Surveyor 1 transmitted images and data for 220 days, including the first color images from the Moon. Homer E. Newell, Ph.D., then NASA associate administrator for space science and applications, wrote in National Geographic (October 1966) that over the first 14 days alone, Surveyor I executed “more than 100,000 earth orders.” The craft “proved its ability to survive the furnace heat of the lunar noon, then go through the deep freeze of the 14-day-long lunar night at temperatures nearly 500 degrees colder, and still operate.”
In addition, “for the first time,” Newell said, “because of Surveyor, Project Apollo officials feel real assurance that an astronaut can safely set foot on the moon, that the moon’s surface will support him, and that he will not be swallowed up in a thick sea of dust.”

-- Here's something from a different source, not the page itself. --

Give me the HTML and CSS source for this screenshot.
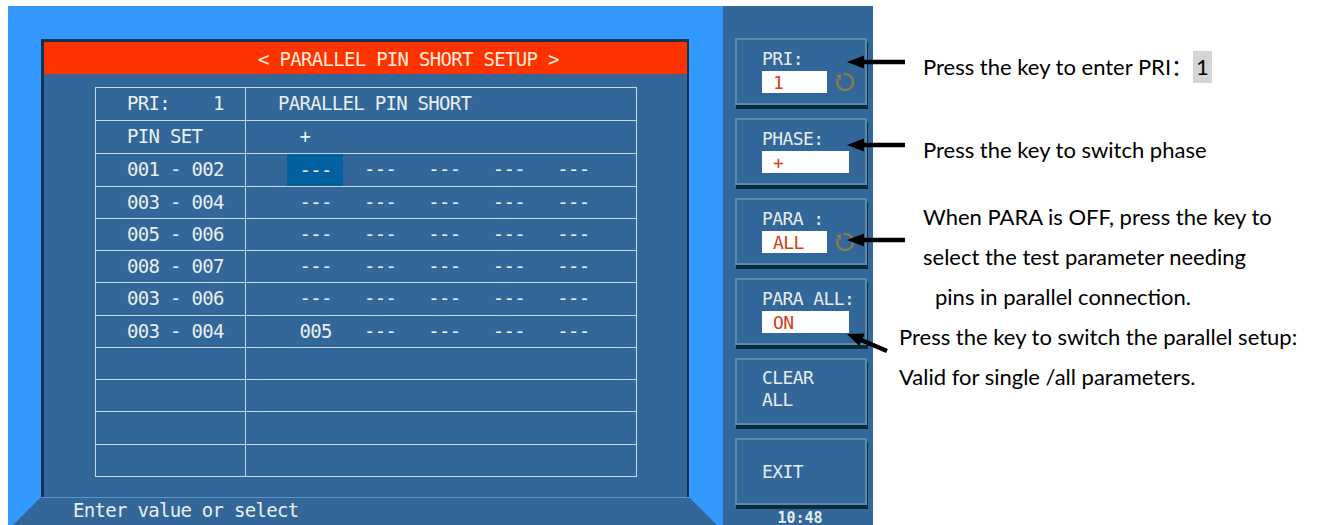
FILE: index.html
```html
<!DOCTYPE html>
<html>
<head>
<meta charset="utf-8">
<link rel="stylesheet" href="styles.css">
</head>
<body>
<div class="page">
  <div class="screen">
    <div class="main">
      <div class="panel">
        <div class="title">&lt; PARALLEL PIN SHORT SETUP &gt;</div>
        <div class="body">
          <div class="grid">
            <div class="row"><div class="c1">PRI:    1</div><div class="c2">PARALLEL PIN SHORT</div></div>
            <div class="row"><div class="c1">PIN SET</div><div class="c2">  +</div></div>
            <div class="row"><div class="c1">001 - 002</div><div class="c2">  <span class="sel">---</span>   ---   ---   ---   ---</div></div>
            <div class="row"><div class="c1">003 - 004</div><div class="c2">  ---   ---   ---   ---   ---</div></div>
            <div class="row"><div class="c1">005 - 006</div><div class="c2">  ---   ---   ---   ---   ---</div></div>
            <div class="row"><div class="c1">008 - 007</div><div class="c2">  ---   ---   ---   ---   ---</div></div>
            <div class="row"><div class="c1">003 - 006</div><div class="c2">  ---   ---   ---   ---   ---</div></div>
            <div class="row"><div class="c1">003 - 004</div><div class="c2">  005   ---   ---   ---   ---</div></div>
            <div class="row"><div class="c1"></div><div class="c2"></div></div>
            <div class="row"><div class="c1"></div><div class="c2"></div></div>
            <div class="row"><div class="c1"></div><div class="c2"></div></div>
            <div class="row"><div class="c1"></div><div class="c2"></div></div>
          </div>
        </div>
      </div>
      <div class="status">Enter value or select</div>
    </div>
    <div class="softkeys">
      <div class="rule"></div>
      <div class="key">
        <div class="lbl">PRI:</div>
        <div class="val-row">
          <div class="val">1</div>
          <svg class="refresh" viewBox="0 0 22 22" width="22" height="22"><path d="M4 7.5 A8 8 0 1 0 9.5 3.2" fill="none" stroke="#b08232" stroke-width="2.2"/><path d="M2 4 L6.5 9.5 L7.2 3.6 Z" fill="#b08232"/></svg>
        </div>
      </div>
      <div class="key">
        <div class="lbl">PHASE:</div>
        <div class="val-row"><div class="val wide">+</div></div>
      </div>
      <div class="key">
        <div class="lbl">PARA :</div>
        <div class="val-row">
          <div class="val">ALL</div>
          <svg class="refresh" viewBox="0 0 22 22" width="22" height="22"><path d="M4 7.5 A8 8 0 1 0 9.5 3.2" fill="none" stroke="#b08232" stroke-width="2.2"/><path d="M2 4 L6.5 9.5 L7.2 3.6 Z" fill="#b08232"/></svg>
        </div>
      </div>
      <div class="key">
        <div class="lbl">PARA ALL:</div>
        <div class="val-row"><div class="val wide">ON</div></div>
      </div>
      <div class="key two">
        <div class="lbl">CLEAR</div>
        <div class="lbl">ALL</div>
      </div>
      <div class="key exit">
        <div class="lbl">EXIT</div>
      </div>
      <div class="clock">10:48</div>
    </div>
  </div>
  <div class="notes">
    <div class="note n1">Press the key to enter PRI：<span class="hl">1</span></div>
    <div class="note n2">Press the key to switch phase</div>
    <div class="note n3">When PARA is OFF, press the key to</div>
    <div class="note n4">select the test parameter needing</div>
    <div class="note n5">pins in parallel connection.</div>
    <div class="note n6">Press the key to switch the parallel setup:</div>
    <div class="note n7">Valid for single /all parameters.</div>
  </div>
  <svg class="arrows" width="1317" height="525" viewBox="0 0 1317 525">
    <g stroke="#000" stroke-width="4.5" fill="none">
      <line x1="905" y1="62" x2="860" y2="62"/>
      <line x1="905" y1="145" x2="860" y2="145"/>
      <line x1="905" y1="240" x2="860" y2="240"/>
      <line x1="887" y1="351" x2="860" y2="339.5"/>
    </g>
    <g fill="#000">
      <polygon points="847,62 864,55.5 864,68.5"/>
      <polygon points="847,145 864,138.5 864,151.5"/>
      <polygon points="847,240 864,233.5 864,246.5"/>
      <polygon points="847,334 859.2,346 864.6,333.6"/>
    </g>
  </svg>
</div>
</body>
</html>
```

FILE: styles.css
```css
body {
  margin: 0;
  background: #ffffff;
  font-family: "DejaVu Sans Mono", "Liberation Mono", monospace;
}

.page {
  position: relative;
  display: flex;
  align-items: flex-start;
  padding: 6px 0 0 8px;
  height: 525px;
  box-sizing: border-box;
  overflow: hidden;
}

.screen {
  flex: none;
  width: 865px;
  height: 519px;
  background: #3399ff;
  display: flex;
  overflow: hidden;
}

.main {
  width: 715px;
  padding: 33px 0 0 33px;
  box-sizing: border-box;
}

.panel {
  width: 648px;
  height: 458px;
  box-sizing: border-box;
  background: #336699;
  border-top: 3px solid #15324f;
  border-left: 3px solid #15324f;
  border-right: 2px solid #15324f;
}

.title {
  height: 32px;
  background: #ff3300;
  color: #ffeade;
  font-size: 19px;
  letter-spacing: -0.7px;
  line-height: 35px;
  padding-left: 214px;
  white-space: pre;
}

.body {
  padding: 13px 0 0 51px;
}

.grid {
  width: 542px;
  height: 390px;
  box-sizing: border-box;
  border: 1px solid #c6d8e4;
  display: grid;
  grid-template-rows: repeat(12, 1fr);
}

.row {
  display: grid;
  grid-template-columns: 150px 1fr;
  border-top: 1px solid #c6d8e4;
}

.row:first-child {
  border-top: 0;
}

.c1,
.c2 {
  white-space: pre;
  color: #e8f0f2;
  font-size: 19px;
  letter-spacing: -0.7px;
  line-height: 31px;
  overflow: hidden;
}

.c1 {
  border-right: 1px solid #c6d8e4;
  padding-left: 31px;
}

.c2 {
  padding-left: 32px;
}

.sel {
  display: inline-block;
  vertical-align: top;
  background: #0060a0;
  padding: 0 11px 0 12px;
  margin: 0 -11px 0 -12px;
  line-height: 32px;
}

.status {
  height: 28px;
  width: 704px;
  margin-left: -28px;
  box-sizing: border-box;
  background: #336699;
  border-top: 1px solid #5f93c6;
  clip-path: polygon(28px 0, calc(100% - 28px) 0, 100% 100%, 0 100%);
  padding-left: 60px;
  color: #e8f0f2;
  font-size: 19px;
  letter-spacing: -0.7px;
  line-height: 24px;
  white-space: pre;
}

.softkeys {
  flex: none;
  width: 150px;
  height: 519px;
  box-sizing: border-box;
  background: #336699;
  padding: 25px 6px 0 12px;
  display: flex;
  flex-direction: column;
}

.rule {
  height: 1px;
  background: #8fb2c8;
  margin: 0 1px 7px 0;
}

.key {
  height: 67px;
  flex: none;
  box-sizing: border-box;
  border: 2px solid #5a8ca4;
  box-shadow: 1px 4px 0 #0b2b40;
  margin-bottom: 13px;
  padding: 9px 0 0 25px;
  color: #e4eef0;
  font-size: 18px;
  letter-spacing: -0.6px;
  line-height: 20px;
}

.key.two .lbl {
  line-height: 22px;
}

.key.two {
  padding-top: 7px;
}

.key.exit {
  display: flex;
  align-items: center;
  padding-top: 0;
  margin-bottom: 6px;
}

.val-row {
  display: flex;
  align-items: center;
  margin-top: 2px;
}

.val {
  width: 65px;
  height: 22px;
  box-sizing: border-box;
  background: #ffffff;
  color: #d2401a;
  padding-left: 11px;
  line-height: 23px;
}

.val.wide {
  width: 87px;
}

.refresh {
  margin-left: 7px;
  opacity: 0.75;
}

.clock {
  text-align: center;
  color: #e4eef0;
  font-weight: bold;
  font-size: 15px;
  line-height: 13px;
  margin-top: 1px;
  padding-right: 2px;
}

.notes {
  flex: none;
  padding-top: 41px;
  display: flex;
  flex-direction: column;
}

.note {
  height: 40px;
  line-height: 40px;
  white-space: pre;
  font-family: Lato, "Noto Sans CJK SC", sans-serif;
  font-size: 22px;
  color: #000000;
  margin-left: 50px;
}

.n2 {
  margin-top: 43px;
}

.n3 {
  margin-top: 27px;
}

.n5 {
  margin-left: 62px;
}

.n6,
.n7 {
  margin-left: 26px;
}

.hl {
  display: inline-block;
  background: #d4d4d4;
  line-height: 32px;
  padding: 0 3px;
}

.arrows {
  position: absolute;
  top: 0;
  left: 0;
  pointer-events: none;
}
```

“Surveyor 2, launched about three months later, experienced a failure during its midcourse maneuver and crashed,” Mudgway said. NASA laid the blame on the vernier engine, a stabilization engine which “failed to ignite.”
Surveyor 3 took 6,315 photographs, according to NASA; “its soil sampler made pressure tests, dug small trenches, and picked up several rock-like objects.”
Surveyor 4 “failed just minutes before touchdown,” when controllers lost contact “We Reach The Moon” said.
Surveyor 5 landed in the Sea of Tranquility, near the future Apollo 11 site where Neil Armstrong would be the first man to walk on the Moon.
Surveyor 6 actually re-launched off the surface, rising 10 feet and resettling eight feet away. Never before had any craft launched from a surface other than Earth.
Surveyor 7 landed in the southern highlands, a site which a Jan. 4, 1968 NASA release declared was as “geologically different as possible from the lowland mare sites investigated by previous Surveyors.”
Each mission officially ended when the craft’s battery died. In less than two years, Armstrong and Buzz Aldrin would not only step out of Apollo 11 onto the lunar surface, but Apollo 12 would land near Surveyor 3. Pete Conrad would walk right up to one of the craft that helped to prove the Moon safe for man.
Michael Shinabery is an education specialist and humanities scholar with the New Mexico Museum of Space History.